Ofsted judges seventy percent of schools to be good or better at teaching English

Francis Gilbert's picture
 16
A new report on English teaching from the schools' inspectorate, Moving Forward,  says that seven out of ten state schools are good or better at teaching English. In other words, the vast majority of teachers are doing a great job at teaching English and it's a complete myth that are state schools are failing to teach our children basic literacy skills. The report says: "Around 70% of schools inspected in this survey were judged to be good or outstanding in English. This reflects the high profile the subject enjoys in schools, the emphasis placed on raising standards in English and the impact of substantial recent training and support."

The report goes on: "Since 2008, attainment in English has risen in secondary schools. There has also been improvement in the proportion of children who are secure in all aspects of communication, language and literacy at the end of the Early Years Foundation Stage."

The report is supportive of English teachers. The report says: "The quality of teaching was good or outstanding in seven in 10 of the lessons seen. In these lessons, teaching plans were clear about the key learning for pupils, teaching was flexible and responded to pupils’ needs as the lesson developed, and tasks were meaningful, giving pupils real audiences and contexts where possible."

"The curriculum for English was judged to be good or outstanding in the large majority of schools inspected.

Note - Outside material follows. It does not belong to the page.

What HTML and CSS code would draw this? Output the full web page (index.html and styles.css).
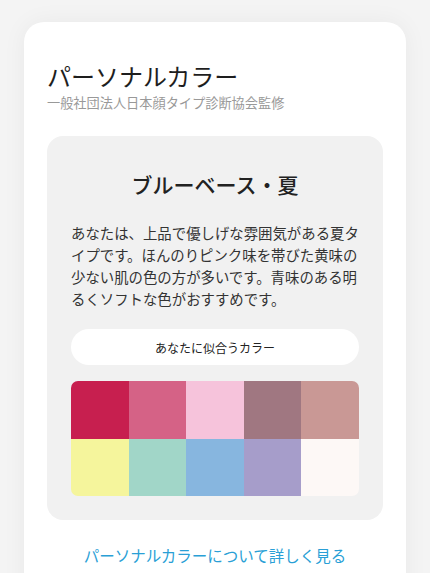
FILE: index.html
```html
<!DOCTYPE html>
<html lang="ja">
<head>
<meta charset="utf-8">
<link rel="stylesheet" href="styles.css">
</head>
<body>
<div class="card">
  <h1 class="title">パーソナルカラー</h1>
  <p class="sub">一般社団法人日本顔タイプ診断協会監修</p>
  <div class="box">
    <h2 class="type">ブルーベース・夏</h2>
    <p class="desc">あなたは、上品で優しげな雰囲気がある夏タイプです。ほんのりピンク味を帯びた黄味の少ない肌の色の方が多いです。青味のある明るくソフトな色がおすすめです。</p>
    <div class="pill">あなたに似合うカラー</div>
    <div class="palette">
      <span class="c1"></span><span class="c2"></span><span class="c3"></span><span class="c4"></span><span class="c5"></span>
      <span class="c6"></span><span class="c7"></span><span class="c8"></span><span class="c9"></span><span class="c10"></span>
    </div>
  </div>
  <a class="more" href="#">パーソナルカラーについて詳しく見る</a>
</div>
</body>
</html>
```

FILE: styles.css
```css
* { box-sizing: border-box; }
html, body { margin: 0; padding: 0; }
body {
  background: #f4f4f4;
  font-family: "Noto Sans CJK JP", "Noto Sans", sans-serif;
  color: #333;
  overflow: hidden;
}
.card {
  margin: 22px 24px 0;
  width: 382px;
  background: #fff;
  border-radius: 20px;
  padding: 38px 23px 60px;
  box-shadow: 0 0 24px rgba(0, 0, 0, 0.05);
}
.title {
  margin: 0;
  font-size: 24px;
  line-height: 32px;
  font-weight: 400;
  color: #1e1e1e;
}
.sub {
  margin: 2px 0 0;
  font-size: 13.2px;
  line-height: 18px;
  color: #999;
}
.box {
  margin-top: 24px;
  background: #f1f1f1;
  border-radius: 16px;
  padding: 33px 24px 24px;
}
.type {
  margin: 0;
  text-align: center;
  font-size: 21px;
  line-height: 30px;
  font-weight: 500;
  color: #222;
}
.desc {
  margin: 23px -4px 0 0;
  font-size: 14.4px;
  line-height: 22px;
  color: #333;
}
.pill {
  margin-top: 19px;
  height: 36px;
  border-radius: 18px;
  background: #fff;
  display: flex;
  align-items: center;
  justify-content: center;
  font-size: 12px;
  color: #222;
}
.palette {
  margin-top: 16px;
  display: grid;
  grid-template-columns: repeat(5, 1fr);
  border-radius: 7px;
  overflow: hidden;
}
.palette span { display: block; height: 57.5px; }
.c1 { background: #c71f4f; }
.c2 { background: #d56286; }
.c3 { background: #f6c3db; }
.c4 { background: #a07781; }
.c5 { background: #c99895; }
.c6 { background: #f5f59c; }
.c7 { background: #a1d6c8; }
.c8 { background: #87b6df; }
.c9 { background: #a69dca; }
.c10 { background: #fdf8f6; }
.more {
  display: block;
  margin-top: 23px;
  text-align: center;
  font-size: 15.5px;
  line-height: 24px;
  color: #2a9fd6;
  text-decoration: none;
}
```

The most successful schools were those that had identified the particular needs of their pupils and then designed a distinctive curriculum to meet those needs."

The report does highlight some issues that need to be addressed -- there is some weak teaching which is to focused upon teaching to the test but this is hardly surprising given this government's (the last government's) obsession with testing and league tables. Overall though the report dispels the myths perpetrated by the likes of Michael Gove that our nation's English teachers are failing our children because they're not teaching them Dryden.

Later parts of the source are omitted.